[Code that builds pages]
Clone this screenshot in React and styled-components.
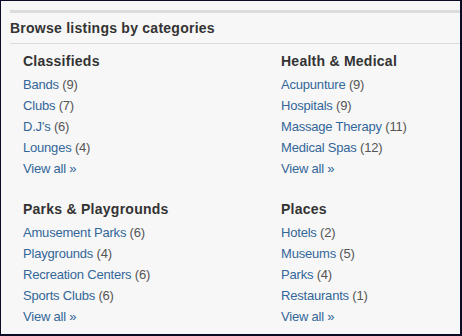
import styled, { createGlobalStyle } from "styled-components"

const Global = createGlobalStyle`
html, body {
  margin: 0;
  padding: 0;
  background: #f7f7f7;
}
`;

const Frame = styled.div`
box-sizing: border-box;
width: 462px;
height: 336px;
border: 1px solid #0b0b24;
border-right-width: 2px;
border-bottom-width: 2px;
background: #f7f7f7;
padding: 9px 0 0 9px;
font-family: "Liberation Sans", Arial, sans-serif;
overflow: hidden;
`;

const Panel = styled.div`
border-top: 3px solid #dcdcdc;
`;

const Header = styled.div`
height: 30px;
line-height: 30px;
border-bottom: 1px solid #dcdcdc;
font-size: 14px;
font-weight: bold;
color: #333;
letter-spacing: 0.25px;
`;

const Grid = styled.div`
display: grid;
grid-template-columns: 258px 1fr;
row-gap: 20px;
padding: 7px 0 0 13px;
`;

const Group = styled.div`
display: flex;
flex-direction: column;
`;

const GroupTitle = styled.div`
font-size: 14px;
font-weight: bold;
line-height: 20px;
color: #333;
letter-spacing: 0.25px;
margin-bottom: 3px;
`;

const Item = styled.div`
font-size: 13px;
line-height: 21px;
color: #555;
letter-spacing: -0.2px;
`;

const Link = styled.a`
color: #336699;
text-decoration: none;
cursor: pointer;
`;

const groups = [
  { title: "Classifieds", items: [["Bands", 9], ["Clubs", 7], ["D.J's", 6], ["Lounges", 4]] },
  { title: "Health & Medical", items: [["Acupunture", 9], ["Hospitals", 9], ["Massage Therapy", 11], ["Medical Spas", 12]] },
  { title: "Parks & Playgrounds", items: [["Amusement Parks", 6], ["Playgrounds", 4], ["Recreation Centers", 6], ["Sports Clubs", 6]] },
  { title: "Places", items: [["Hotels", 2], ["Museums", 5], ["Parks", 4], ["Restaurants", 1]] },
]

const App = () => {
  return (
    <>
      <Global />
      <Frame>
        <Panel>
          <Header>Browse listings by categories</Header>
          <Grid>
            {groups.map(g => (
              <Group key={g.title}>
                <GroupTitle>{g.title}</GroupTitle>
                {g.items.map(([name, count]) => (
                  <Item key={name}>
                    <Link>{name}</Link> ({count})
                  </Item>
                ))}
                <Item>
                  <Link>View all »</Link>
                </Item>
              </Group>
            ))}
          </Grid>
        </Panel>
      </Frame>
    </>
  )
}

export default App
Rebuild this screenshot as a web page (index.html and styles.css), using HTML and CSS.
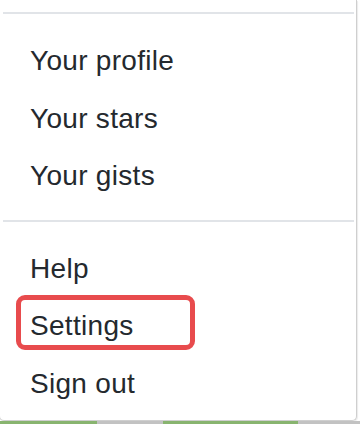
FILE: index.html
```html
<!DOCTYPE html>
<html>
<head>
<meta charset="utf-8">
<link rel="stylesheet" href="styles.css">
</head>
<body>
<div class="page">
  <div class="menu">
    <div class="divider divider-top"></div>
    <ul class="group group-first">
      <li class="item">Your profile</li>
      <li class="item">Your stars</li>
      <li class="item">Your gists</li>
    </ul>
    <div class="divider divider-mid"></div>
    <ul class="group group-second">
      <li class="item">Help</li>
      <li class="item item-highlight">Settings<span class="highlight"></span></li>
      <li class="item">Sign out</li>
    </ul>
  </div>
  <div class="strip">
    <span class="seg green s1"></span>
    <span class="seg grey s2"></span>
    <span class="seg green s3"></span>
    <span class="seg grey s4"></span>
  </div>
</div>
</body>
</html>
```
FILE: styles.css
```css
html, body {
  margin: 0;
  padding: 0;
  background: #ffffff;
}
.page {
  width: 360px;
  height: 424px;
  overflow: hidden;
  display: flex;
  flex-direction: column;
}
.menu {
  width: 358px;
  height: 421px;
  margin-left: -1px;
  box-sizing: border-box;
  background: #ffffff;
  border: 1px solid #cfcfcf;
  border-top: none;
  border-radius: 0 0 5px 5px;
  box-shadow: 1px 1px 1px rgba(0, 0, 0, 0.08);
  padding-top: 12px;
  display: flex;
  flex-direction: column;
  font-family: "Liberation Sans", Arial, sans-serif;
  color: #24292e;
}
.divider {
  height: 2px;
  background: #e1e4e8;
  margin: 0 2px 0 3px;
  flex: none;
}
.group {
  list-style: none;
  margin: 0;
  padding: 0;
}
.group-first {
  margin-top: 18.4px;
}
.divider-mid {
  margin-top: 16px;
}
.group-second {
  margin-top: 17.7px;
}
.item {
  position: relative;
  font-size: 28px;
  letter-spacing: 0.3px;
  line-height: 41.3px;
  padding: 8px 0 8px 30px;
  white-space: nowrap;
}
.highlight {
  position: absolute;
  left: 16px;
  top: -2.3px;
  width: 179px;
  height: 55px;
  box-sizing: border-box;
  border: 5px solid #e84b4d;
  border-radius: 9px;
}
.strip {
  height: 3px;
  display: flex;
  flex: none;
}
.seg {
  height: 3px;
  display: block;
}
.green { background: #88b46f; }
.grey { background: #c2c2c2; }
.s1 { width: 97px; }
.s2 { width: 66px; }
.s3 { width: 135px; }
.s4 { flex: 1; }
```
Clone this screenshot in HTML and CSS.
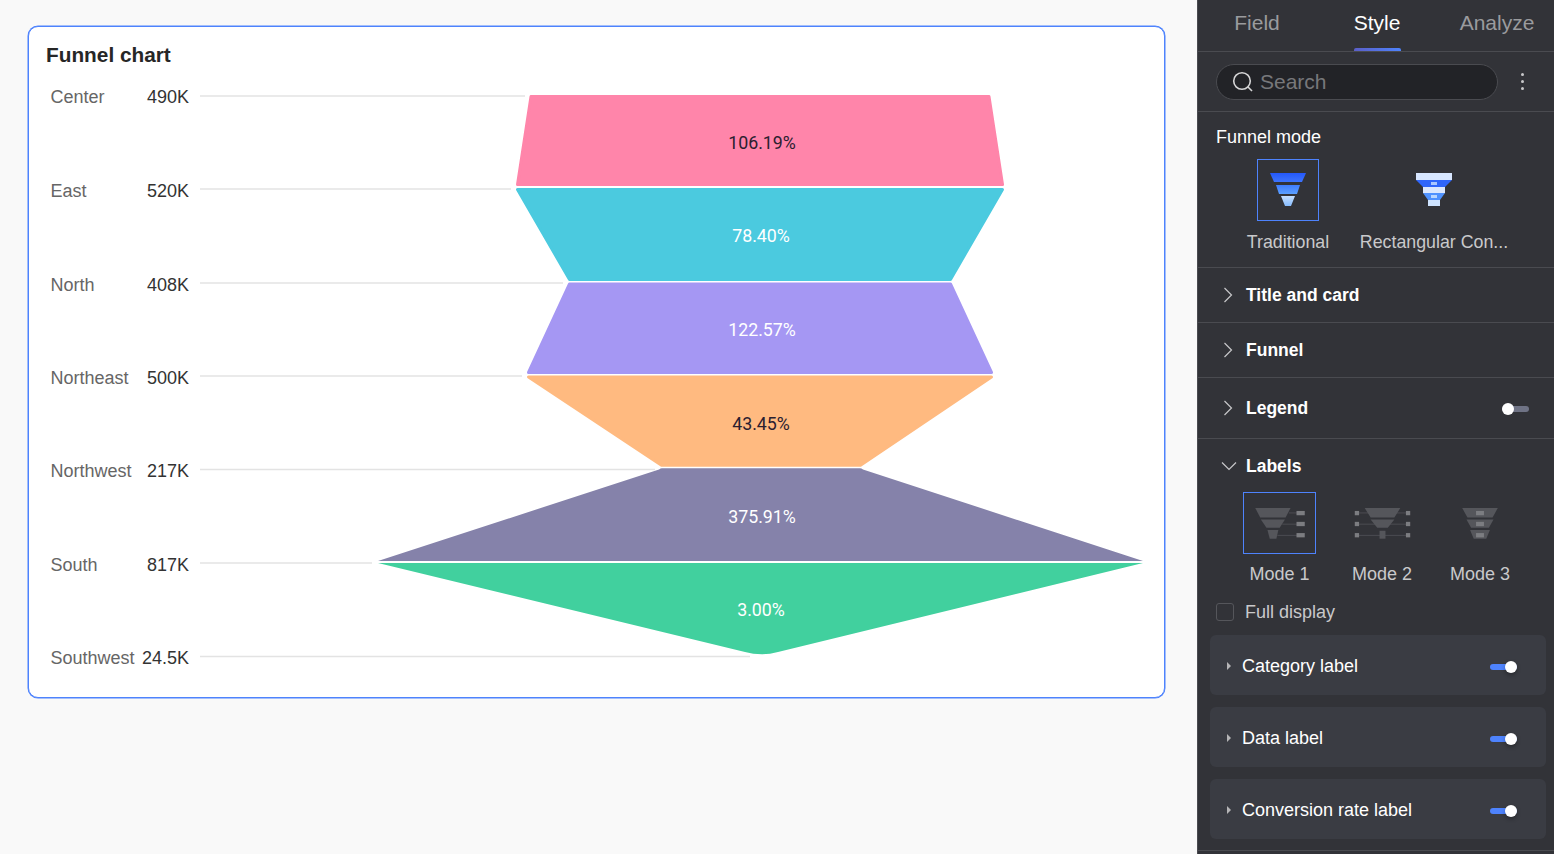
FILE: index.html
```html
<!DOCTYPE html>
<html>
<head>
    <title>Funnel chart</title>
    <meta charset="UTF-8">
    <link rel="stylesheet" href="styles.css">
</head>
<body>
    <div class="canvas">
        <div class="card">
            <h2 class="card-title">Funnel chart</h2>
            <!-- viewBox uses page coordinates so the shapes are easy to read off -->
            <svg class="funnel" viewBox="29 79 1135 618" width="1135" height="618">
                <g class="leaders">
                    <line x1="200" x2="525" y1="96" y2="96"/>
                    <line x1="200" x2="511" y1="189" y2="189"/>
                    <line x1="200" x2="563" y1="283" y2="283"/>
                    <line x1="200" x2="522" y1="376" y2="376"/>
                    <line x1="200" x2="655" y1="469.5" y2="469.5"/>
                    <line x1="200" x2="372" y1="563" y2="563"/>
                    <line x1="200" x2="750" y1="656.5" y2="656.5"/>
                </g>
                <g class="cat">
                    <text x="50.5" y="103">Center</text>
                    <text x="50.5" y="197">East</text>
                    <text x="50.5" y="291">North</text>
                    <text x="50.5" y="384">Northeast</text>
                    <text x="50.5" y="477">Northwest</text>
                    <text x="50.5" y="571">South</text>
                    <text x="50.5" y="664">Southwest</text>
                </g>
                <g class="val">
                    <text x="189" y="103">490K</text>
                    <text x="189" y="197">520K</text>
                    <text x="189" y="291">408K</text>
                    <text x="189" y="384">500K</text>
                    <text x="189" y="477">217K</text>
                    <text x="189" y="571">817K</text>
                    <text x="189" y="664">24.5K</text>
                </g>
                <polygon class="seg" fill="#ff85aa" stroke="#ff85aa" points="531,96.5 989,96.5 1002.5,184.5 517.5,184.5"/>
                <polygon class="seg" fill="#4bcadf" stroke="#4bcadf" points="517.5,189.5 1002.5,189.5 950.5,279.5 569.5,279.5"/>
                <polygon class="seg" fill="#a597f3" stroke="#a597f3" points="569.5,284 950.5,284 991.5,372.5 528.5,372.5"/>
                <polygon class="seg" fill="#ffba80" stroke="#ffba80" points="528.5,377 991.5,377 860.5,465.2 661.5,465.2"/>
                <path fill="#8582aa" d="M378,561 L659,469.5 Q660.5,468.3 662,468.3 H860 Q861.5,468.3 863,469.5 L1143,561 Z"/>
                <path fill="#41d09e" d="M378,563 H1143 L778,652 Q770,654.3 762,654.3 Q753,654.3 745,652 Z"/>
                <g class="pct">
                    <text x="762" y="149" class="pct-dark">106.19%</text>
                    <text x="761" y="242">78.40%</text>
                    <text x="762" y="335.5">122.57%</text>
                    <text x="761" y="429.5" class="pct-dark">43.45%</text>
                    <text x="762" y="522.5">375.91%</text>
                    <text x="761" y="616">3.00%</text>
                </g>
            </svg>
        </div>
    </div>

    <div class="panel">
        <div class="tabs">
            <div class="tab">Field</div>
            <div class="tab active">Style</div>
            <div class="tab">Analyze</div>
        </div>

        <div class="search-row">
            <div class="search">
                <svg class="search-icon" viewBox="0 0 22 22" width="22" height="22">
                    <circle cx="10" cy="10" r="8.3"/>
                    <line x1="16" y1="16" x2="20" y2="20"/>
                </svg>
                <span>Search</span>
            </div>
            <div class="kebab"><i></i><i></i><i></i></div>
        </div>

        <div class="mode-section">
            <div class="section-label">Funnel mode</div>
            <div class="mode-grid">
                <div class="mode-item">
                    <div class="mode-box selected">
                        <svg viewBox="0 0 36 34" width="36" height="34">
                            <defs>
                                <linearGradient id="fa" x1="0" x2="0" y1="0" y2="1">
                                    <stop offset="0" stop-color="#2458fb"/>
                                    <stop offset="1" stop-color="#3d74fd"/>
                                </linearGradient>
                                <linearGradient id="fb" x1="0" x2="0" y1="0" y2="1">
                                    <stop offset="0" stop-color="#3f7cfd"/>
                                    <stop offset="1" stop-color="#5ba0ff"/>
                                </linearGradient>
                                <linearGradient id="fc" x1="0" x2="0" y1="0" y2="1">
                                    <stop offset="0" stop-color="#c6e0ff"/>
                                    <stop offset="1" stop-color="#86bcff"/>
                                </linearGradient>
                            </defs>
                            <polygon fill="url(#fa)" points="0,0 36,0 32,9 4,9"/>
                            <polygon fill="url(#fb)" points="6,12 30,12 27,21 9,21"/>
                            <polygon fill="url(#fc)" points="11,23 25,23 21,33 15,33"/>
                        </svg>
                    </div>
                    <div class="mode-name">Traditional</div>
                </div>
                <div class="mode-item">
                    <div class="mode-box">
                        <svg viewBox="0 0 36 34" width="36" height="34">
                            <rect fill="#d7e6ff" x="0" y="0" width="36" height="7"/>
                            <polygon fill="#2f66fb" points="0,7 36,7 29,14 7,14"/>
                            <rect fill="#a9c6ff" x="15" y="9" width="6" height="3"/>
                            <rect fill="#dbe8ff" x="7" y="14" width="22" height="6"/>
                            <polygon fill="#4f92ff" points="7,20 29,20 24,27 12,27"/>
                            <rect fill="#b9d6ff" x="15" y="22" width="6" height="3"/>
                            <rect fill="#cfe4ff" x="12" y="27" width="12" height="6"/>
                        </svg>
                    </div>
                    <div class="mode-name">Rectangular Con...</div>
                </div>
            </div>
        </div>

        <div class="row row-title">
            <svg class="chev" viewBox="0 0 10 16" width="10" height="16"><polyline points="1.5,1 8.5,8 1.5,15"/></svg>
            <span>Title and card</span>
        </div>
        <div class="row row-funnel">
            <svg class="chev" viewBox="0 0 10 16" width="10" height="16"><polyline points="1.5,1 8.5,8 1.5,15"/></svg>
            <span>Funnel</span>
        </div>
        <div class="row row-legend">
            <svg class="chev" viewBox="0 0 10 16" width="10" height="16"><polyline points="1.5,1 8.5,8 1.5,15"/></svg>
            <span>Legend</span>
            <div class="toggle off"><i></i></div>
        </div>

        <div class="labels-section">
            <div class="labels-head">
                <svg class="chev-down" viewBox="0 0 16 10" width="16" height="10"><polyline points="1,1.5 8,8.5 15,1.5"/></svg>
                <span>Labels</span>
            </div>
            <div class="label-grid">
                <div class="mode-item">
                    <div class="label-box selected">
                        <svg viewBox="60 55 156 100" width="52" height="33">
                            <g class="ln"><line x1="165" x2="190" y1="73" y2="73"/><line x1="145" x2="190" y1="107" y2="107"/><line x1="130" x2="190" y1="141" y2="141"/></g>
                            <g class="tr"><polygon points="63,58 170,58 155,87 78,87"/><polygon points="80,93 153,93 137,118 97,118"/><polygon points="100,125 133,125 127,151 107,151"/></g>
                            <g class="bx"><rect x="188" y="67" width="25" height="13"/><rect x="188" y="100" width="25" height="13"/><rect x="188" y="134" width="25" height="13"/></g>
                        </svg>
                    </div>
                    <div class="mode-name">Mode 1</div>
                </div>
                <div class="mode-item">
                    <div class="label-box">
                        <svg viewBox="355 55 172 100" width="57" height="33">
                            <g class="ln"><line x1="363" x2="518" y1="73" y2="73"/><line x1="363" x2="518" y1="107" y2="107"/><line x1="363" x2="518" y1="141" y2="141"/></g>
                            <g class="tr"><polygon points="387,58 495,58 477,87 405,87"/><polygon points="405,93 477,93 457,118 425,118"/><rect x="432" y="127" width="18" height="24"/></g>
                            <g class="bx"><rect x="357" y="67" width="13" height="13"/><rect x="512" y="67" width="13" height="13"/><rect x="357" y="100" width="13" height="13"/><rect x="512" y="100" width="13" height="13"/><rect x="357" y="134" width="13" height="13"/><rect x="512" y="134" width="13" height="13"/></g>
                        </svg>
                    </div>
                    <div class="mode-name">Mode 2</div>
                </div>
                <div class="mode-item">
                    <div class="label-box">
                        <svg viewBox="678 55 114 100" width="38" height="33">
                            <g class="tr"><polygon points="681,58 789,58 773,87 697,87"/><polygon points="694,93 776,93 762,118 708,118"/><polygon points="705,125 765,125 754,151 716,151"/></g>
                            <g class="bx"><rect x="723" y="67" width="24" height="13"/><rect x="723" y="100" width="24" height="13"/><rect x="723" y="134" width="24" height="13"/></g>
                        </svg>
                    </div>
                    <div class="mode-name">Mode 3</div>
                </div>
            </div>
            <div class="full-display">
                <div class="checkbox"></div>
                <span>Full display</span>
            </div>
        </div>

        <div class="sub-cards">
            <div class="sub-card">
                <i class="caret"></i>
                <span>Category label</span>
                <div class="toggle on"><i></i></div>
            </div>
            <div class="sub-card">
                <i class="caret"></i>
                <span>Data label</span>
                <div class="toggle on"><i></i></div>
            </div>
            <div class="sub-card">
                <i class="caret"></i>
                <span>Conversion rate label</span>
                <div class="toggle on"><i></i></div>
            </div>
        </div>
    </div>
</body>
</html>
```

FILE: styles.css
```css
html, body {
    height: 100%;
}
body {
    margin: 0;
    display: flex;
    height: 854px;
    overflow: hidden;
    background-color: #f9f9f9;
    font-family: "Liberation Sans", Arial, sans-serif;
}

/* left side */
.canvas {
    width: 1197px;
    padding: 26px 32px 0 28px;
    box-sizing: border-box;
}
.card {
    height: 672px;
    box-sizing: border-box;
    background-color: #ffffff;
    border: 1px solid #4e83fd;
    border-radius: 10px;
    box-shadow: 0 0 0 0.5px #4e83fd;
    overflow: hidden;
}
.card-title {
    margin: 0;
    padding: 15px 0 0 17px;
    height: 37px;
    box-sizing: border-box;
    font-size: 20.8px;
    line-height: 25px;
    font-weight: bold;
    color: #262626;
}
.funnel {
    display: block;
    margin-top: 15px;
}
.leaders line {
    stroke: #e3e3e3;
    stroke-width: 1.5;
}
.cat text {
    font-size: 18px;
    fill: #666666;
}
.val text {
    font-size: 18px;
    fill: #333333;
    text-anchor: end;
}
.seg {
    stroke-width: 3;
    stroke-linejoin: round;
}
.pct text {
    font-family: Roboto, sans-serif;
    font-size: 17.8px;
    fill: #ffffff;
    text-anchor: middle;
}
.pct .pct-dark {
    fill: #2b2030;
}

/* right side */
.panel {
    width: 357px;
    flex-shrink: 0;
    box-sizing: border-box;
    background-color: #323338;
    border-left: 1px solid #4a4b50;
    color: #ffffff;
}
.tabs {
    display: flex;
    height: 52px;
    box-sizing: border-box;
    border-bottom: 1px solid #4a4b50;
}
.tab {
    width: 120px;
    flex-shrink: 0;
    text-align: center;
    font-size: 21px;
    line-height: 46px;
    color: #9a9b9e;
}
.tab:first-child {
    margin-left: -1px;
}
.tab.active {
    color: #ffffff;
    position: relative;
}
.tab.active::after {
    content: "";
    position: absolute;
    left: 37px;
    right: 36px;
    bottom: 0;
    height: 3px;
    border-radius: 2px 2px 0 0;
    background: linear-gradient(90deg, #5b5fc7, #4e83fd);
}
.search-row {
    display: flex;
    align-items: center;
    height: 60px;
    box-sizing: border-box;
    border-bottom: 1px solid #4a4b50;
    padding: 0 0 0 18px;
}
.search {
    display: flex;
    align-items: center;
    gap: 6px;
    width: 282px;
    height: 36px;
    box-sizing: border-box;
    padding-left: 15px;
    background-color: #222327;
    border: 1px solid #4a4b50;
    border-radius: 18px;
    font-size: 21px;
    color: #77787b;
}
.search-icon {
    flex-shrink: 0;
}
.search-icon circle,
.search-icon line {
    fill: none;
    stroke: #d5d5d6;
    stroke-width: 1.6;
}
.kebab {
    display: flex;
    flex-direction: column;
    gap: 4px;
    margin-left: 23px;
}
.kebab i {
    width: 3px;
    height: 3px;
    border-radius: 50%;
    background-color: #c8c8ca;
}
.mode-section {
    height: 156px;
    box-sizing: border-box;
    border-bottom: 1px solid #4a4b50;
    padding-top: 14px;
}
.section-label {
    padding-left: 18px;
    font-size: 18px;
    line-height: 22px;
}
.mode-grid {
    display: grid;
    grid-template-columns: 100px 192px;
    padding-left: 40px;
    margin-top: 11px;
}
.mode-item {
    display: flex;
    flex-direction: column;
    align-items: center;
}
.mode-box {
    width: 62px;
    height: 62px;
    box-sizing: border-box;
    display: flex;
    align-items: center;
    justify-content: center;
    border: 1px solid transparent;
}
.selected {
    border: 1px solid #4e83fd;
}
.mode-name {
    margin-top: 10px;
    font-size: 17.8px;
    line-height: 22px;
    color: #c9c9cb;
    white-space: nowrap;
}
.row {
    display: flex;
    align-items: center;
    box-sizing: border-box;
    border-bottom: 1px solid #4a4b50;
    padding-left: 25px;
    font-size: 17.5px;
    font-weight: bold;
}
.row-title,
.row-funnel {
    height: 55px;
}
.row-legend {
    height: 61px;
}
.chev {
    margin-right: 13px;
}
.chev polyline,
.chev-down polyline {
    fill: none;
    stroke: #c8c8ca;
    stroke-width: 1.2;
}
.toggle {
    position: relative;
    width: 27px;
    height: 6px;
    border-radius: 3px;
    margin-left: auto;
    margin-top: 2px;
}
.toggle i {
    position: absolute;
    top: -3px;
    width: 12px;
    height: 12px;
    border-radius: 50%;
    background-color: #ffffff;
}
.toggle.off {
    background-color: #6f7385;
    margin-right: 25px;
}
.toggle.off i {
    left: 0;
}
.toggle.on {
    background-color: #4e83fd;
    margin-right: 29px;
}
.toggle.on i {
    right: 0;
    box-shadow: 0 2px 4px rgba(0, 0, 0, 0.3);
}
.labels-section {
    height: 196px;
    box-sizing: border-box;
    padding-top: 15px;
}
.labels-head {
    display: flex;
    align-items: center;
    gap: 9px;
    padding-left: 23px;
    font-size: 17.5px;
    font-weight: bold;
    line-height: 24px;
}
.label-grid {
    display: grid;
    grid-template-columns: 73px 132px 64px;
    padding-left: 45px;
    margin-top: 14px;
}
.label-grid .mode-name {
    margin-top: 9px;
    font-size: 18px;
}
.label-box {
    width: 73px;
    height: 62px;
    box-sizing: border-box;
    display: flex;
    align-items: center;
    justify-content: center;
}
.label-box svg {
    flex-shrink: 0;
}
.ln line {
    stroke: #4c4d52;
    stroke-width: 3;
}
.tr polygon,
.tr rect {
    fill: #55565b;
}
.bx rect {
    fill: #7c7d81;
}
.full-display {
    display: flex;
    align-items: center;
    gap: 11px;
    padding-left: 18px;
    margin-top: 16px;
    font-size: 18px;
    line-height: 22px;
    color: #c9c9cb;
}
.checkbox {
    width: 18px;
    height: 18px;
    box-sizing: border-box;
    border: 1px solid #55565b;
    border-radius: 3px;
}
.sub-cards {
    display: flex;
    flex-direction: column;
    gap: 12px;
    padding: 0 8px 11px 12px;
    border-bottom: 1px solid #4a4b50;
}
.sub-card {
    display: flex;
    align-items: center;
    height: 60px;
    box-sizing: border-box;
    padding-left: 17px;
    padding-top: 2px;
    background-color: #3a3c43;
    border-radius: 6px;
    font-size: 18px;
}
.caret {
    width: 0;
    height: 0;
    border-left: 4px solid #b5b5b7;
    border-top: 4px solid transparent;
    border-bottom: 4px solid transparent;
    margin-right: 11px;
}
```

Description of the task: List every line above containing the word "screenshot".

The output:
Clone this screenshot in React and styled-components.
Rebuild this screenshot as a web page (index.html and styles.css), using HTML and CSS.
Clone this screenshot in HTML and CSS.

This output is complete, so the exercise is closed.